**GIVEN REQUEST**
Locate the word "this" in the data below, then copy every line that holds it.

— Start of THE INPUT —

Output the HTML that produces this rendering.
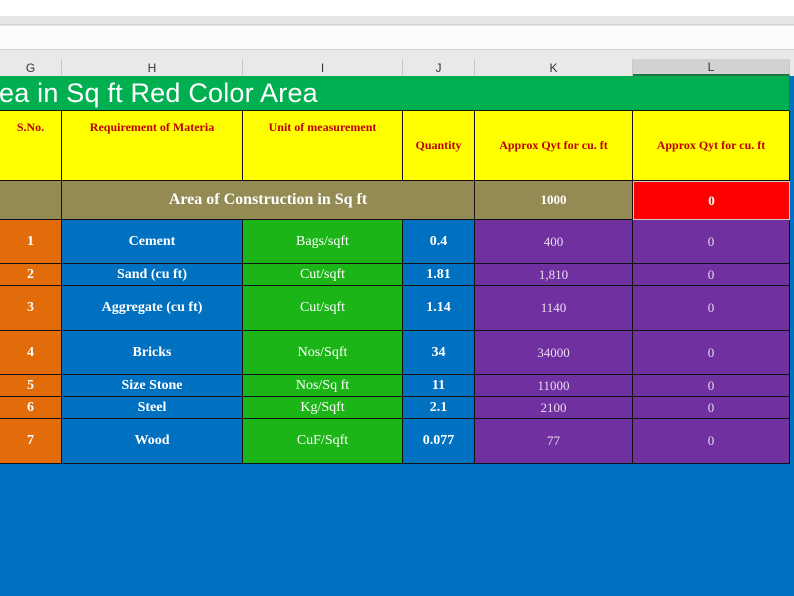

— End of THE INPUT —
— Start of THE INPUT —

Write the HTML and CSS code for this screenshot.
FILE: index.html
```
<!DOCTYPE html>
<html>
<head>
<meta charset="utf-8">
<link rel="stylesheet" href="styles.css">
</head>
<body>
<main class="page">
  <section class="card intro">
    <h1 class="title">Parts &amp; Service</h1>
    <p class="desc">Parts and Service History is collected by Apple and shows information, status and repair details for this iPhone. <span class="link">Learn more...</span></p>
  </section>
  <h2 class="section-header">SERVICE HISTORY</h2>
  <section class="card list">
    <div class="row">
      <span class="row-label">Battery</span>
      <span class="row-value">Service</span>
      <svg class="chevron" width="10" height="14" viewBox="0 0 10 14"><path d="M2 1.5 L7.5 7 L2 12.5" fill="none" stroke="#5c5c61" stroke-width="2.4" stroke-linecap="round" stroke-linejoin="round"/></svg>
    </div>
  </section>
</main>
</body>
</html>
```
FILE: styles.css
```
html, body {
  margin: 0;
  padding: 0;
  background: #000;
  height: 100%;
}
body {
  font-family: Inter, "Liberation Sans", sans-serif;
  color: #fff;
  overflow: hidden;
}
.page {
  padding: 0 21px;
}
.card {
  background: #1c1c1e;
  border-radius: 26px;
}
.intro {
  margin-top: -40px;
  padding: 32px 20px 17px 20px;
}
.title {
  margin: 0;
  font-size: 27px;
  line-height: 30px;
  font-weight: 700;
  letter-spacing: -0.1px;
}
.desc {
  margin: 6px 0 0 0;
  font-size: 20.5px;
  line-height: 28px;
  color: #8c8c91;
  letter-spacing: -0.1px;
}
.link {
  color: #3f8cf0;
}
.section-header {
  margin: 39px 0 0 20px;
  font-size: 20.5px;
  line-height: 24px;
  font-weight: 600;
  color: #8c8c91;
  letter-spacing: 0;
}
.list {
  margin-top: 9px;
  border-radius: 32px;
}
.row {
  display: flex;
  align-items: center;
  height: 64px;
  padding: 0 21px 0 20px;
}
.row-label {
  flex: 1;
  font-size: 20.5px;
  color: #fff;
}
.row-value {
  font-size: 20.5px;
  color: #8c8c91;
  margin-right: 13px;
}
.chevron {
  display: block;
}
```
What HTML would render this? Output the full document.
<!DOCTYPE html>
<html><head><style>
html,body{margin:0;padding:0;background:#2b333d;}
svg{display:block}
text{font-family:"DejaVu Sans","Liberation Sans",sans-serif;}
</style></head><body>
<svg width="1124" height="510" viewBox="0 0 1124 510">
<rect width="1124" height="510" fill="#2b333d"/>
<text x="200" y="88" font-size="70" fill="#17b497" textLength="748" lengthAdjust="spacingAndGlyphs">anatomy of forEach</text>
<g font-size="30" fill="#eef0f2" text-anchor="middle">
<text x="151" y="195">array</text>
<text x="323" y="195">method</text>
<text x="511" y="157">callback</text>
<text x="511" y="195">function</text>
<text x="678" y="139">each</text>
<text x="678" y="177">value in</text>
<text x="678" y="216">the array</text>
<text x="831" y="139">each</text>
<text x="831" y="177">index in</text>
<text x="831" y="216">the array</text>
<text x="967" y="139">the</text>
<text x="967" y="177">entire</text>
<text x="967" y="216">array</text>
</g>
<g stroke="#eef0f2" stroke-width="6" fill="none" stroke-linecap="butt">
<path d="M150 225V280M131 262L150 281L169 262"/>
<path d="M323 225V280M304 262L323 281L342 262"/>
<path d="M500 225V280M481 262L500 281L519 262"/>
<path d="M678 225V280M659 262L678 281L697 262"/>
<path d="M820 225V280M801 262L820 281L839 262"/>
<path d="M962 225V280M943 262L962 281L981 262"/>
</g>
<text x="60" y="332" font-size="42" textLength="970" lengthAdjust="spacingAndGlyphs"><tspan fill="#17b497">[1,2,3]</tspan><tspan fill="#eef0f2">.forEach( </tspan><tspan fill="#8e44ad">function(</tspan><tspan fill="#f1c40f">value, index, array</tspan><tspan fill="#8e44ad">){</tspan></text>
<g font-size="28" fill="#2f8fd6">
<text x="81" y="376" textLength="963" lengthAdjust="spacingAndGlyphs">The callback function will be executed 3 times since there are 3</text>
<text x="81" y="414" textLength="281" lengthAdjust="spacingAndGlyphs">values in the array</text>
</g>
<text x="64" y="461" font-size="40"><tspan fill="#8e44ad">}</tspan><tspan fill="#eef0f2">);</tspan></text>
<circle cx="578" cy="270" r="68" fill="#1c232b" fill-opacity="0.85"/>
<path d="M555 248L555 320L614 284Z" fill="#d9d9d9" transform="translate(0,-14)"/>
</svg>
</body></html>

— End of THE INPUT —

**WRITTEN RESPONSE**
Output the HTML that produces this rendering.
Write the HTML and CSS code for this screenshot.
    <p class="desc">Parts and Service History is collected by Apple and shows information, status and repair details for this iPhone. <span class="link">Learn more...</span></p>
What HTML would render this? Output the full document.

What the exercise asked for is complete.